The Clear Hazies Arrive
If you listened to our most recent podcast, you’ll remember that we received and sampled a care package from Minneapolis—four cans from Fair State Brewing Cooperative. One of those beers was a collaboration with Surly called Clarity of Purpose, a “haze-free IPA.” Interesting! On a blog post in March, Surly described the inspiration this way:
Our latest collaboration started like this: Let’s make a hazy IPA, only clear.... Surly’s Ben Smith and Fair State’s Niko Tonks were kicking back after work and talking about Fair State’s successful experimentation with hazy IPAs. Like Ben and fellow Head Brewer Jerrod Johnson, Niko’s inclination lies more towards brewing traditional German-style lagers and Franco-Belgian saisons. They landed on the idea of crafting a New England-style IPA in flavor, with a brilliant appearance and aesthetic, as opposed to the standard haze. The name and beer Clarity of Purpose was born!

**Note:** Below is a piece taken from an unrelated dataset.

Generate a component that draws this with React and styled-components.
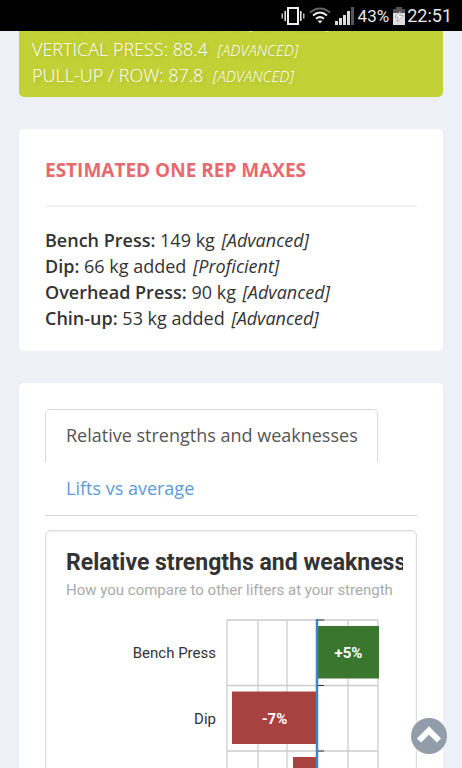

This brings us to a moment I have long dreamed of, where brewers make beers that goose the juice without all that chunky, ugly milkshake turbidity. These two elements, juiciness and cloudiness, that characterize New England (or hazy) IPAs have become stubbornly fused. Surely, I hoped, a brewery would make a "clear hazy." Surly and Fair State aren’t alone, either. The Boston Globe reports on a collaboration between Springdale (a project of Jack’s Abbey) and Kentucky’s Against the Grain.
Springdale recently released Any IPA, a New England IPA that is nearly as clear as water. In a press release Tuesday, the two breweries said the beer was intentionally designed to be as light in color as possible.... The beer features over four pounds of hops per barrel and, despite its appearance, “has all the typical flavors of a New England IPA,” according to Scarpone.
I was recently tasting hazies at Gigantic with Ben Love and Van Havig—they were demonstrating how well these kinds of beers can age in the bottle, contra a claim I made here—and they mentioned they were toying with a similar concept. (No promises, but they might debut something in this vein at the Oregon Brewers Fest in July.) No doubt others have dabbled with the clear hazy as well.
There is so much mystery and misunderstanding about this whole new direction in brewing that it’s difficult to get a sense about whether the techniques used to make deeply hop saturated, hazy IPA can be replicated to make a deeply hop-saturated mostly haze-free IPA. It’s definitely possible to get tons of juiciness without the haze, but is the juiciness the same? We return now to that Surly blog post, where their experiments reveal interesting findings.
The theory is that there are hop compound biotransformation reactions catalyzed by something in the yeast used in fermentation, with some yeasts more inclined to catalyze these reactions than others. The theory states that geraniol is transformed to B-citronellol, and additional glycosides are hydrolyzed, freeing them to volatize in flavor-active forms – both also contributing to haze. The argument is that adding dry-hops during active fermentation further catalyzes these reactions.
Surly brewed a beer with corn and a low-polyphenol malt; In the first iteration, brewers used a second yeast they thought would bind with the primary English strain. That didn’t work, and they ditched it in version two—which is the one I tried. It was a bit hazy, about typical for Northwest IPAs, and was plenty juicy. It did also have that really intense Mandarin/Satsuma sweetness in the middle, which I've come to associate with hazy IPAs. I wonder if that’s the note people are responding to—and I wonder further if it’s actually a biotransformed terpene, rather than one from the hops. (Sally says she notices it in hazies and finds it overly cloying and unpleasant—a minority view but perhaps instructive.)
I've been interested in this whole thing because there is a persistent claim that equation of English yeast + dry-hopping during fermentation = haze, and all of these things are necessary to get the characteristic flavor that results from biotransformation. The Surly/Fair State team seem to have proven that equation is not entirely ironclad.
I look forward to a future in which the experimentation focuses on flavor rather than appearance, when breweries are concerned more with the aromatics and flavor notes, and less on trying to make them as murky (and Instagram-ready) as possible. Does biotransformation work similarly well with American, Belgian, or German ale strains? I know they don't all cause haziness. I recently ran an experiment with a French farmhouse yeast in a hazy-ready wort where I dry-hopped it at the last stages of active fermentation and got a nearly bright beer. (It was also disastrously bad, because that yeast produces a lot of phenols, and phenols do not play well with juicy hops.)
In other words, there's lots of experimentation yet to be done, and a lot more to be learned. Freed from the goal of making the beer look like a milkshake, breweries may discover wondrous new things. More, please.